TMZ: ABC’s Stephanopoulos Doesn’t Think Biden Can Serve 4 More Years

July 9th, 2024 9:34 PM

Such is the state of the Regime Media that TMZ, more broadly known for celebrity gossip, is out there filling a void and doing journalism. A hidden cameraman caught ABC Senior Political Correspondent George Stephanopoulos in a candid admission: he doesn’t think President Joe Biden can serve a second full term.

Watch the stunning moment as it unfolds on the streets of New York:

RANDO ON THE STREET: Hey. Hey. Excuse me. How you doin’? 

GEORGE STEPHANOPOULOS: Good. How are you?

RANDO: What do you think? Do you think Biden should step down? You’ve talked to him more than anyone else has lately. And yo an he honest…

STEPHANOPOULOS: I don’t think he can serve four more years.

RANDO: You don’t think he can serve four more years? Allright. That’s an answer. 

Per TMZ:

George's comment is telling, given he had an exclusive sit-down with the Prez just 4 days ago. George pressed Biden on his mental acuity and his dismal debate performance. Outside the White House bubble, George has spent more one-on-one time with the President than just about anyone.

Telling, indeed, albeit perhaps for different reasons than those arrived at by the good folks at TMZ. That George Stephanopoulos has an opinion on things is not news. He airs them all the time on This Week. Take, for example, this screechy point of personal privilege he took in order to lecture everyone on the STAKES of this election (click “expand” for transcript): 

GEORGE STEPHANOPOULOS: Good morning, and welcome to This Week. Until now, no American president had ever faced a criminal trial. No American president had ever faced a federal indictment for retaining and concealing classified documents. No American president had ever faced a federal indictment or a state indictment for trying to overturn an election, or been named an unindicted co-conspirator in two other states for the same crime. No American president ever faced hundreds of millions of dollars in judgments for business fraud, defamation and sexual abuse. Until now, no American presidential race had been more defined on what's happening in courtrooms than what is happening on the campaign trail. Until now. The scale of the abnormality is so staggering that it can actually become numbing. It's all too easy to fall into reflective habits- to treat this as a normal campaign where both sides embrace the rule of law, where both sides are dedicated to a debate based on facts and the peaceful transfer of power. But that is not what's happening this election year. Those bedrock tenets of our democracy are being tested in a way we haven't seen since the Civil War. It's a test for the candidates, for those of us in the media, and for all of us as citizens.

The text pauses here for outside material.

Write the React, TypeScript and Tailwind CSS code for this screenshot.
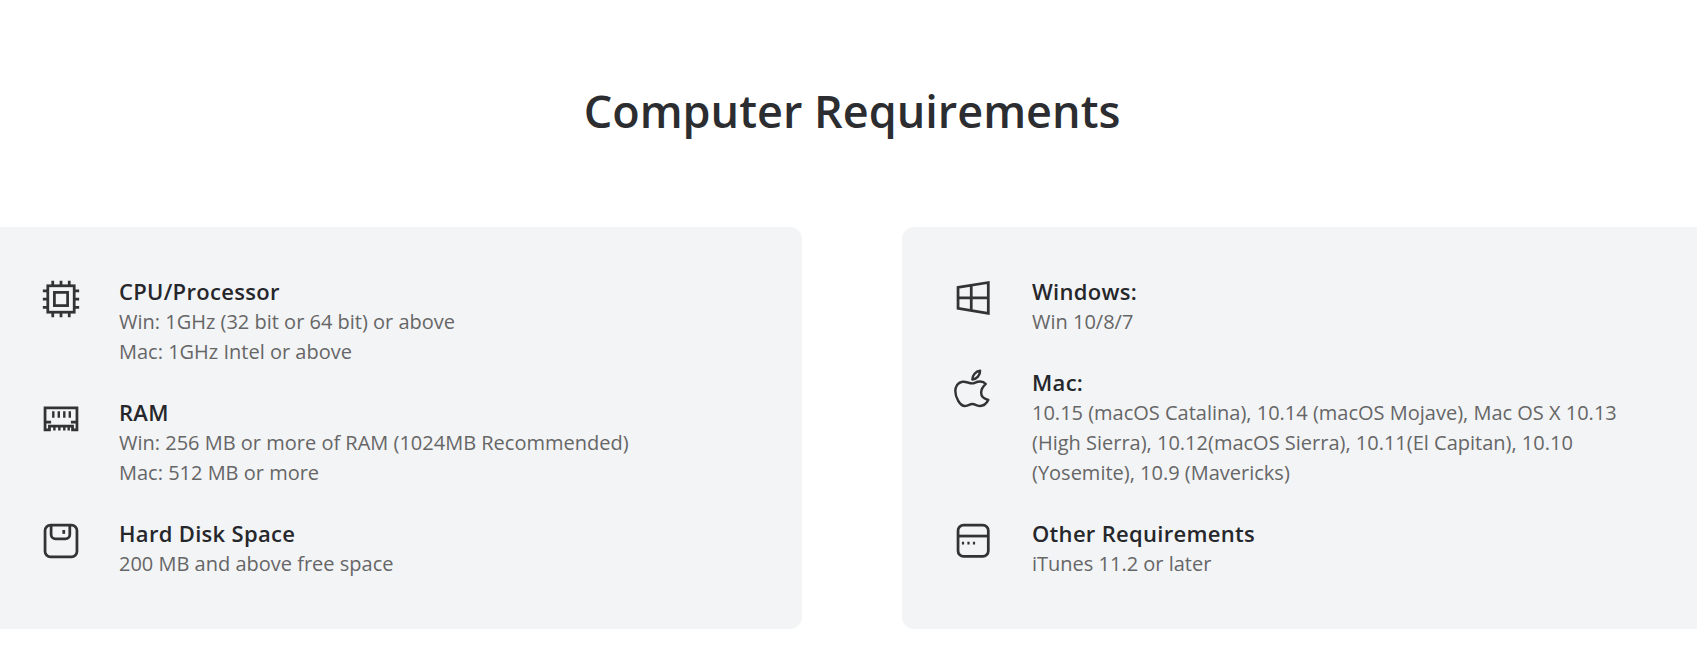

The newsworthiness of Stephanopoulos’ statement is not the statement itself, but the venue in which he chooses to deliver it. Not during Friday’s funereal post-interview panel or to open This Week, but on the streets of New York. Not to the millions of Americans who choose to rely on him for political coverage, but to some rando on the street with a cellphone in his hand. 

And, of course, this begs more questions. Why did Stephanopoulos bite his tongue at this critical juncture? Was he muzzled by ABC News brass or did he self-censor on the air out of deference to a fellow Democrat?

Also, how many more within the Regime Media harbor these same reservations, but hold their tongues out of dutiful partisanship where they would otherwise speak and editorialize freely?

We shall soon find out.

UPDATE: Per Pucks; Dylan Byers, Stephanopoulos issues a statement of sort-of regret, and ABC News distances themselves from the remark. There's going to be an on-air struggle session, isn't there?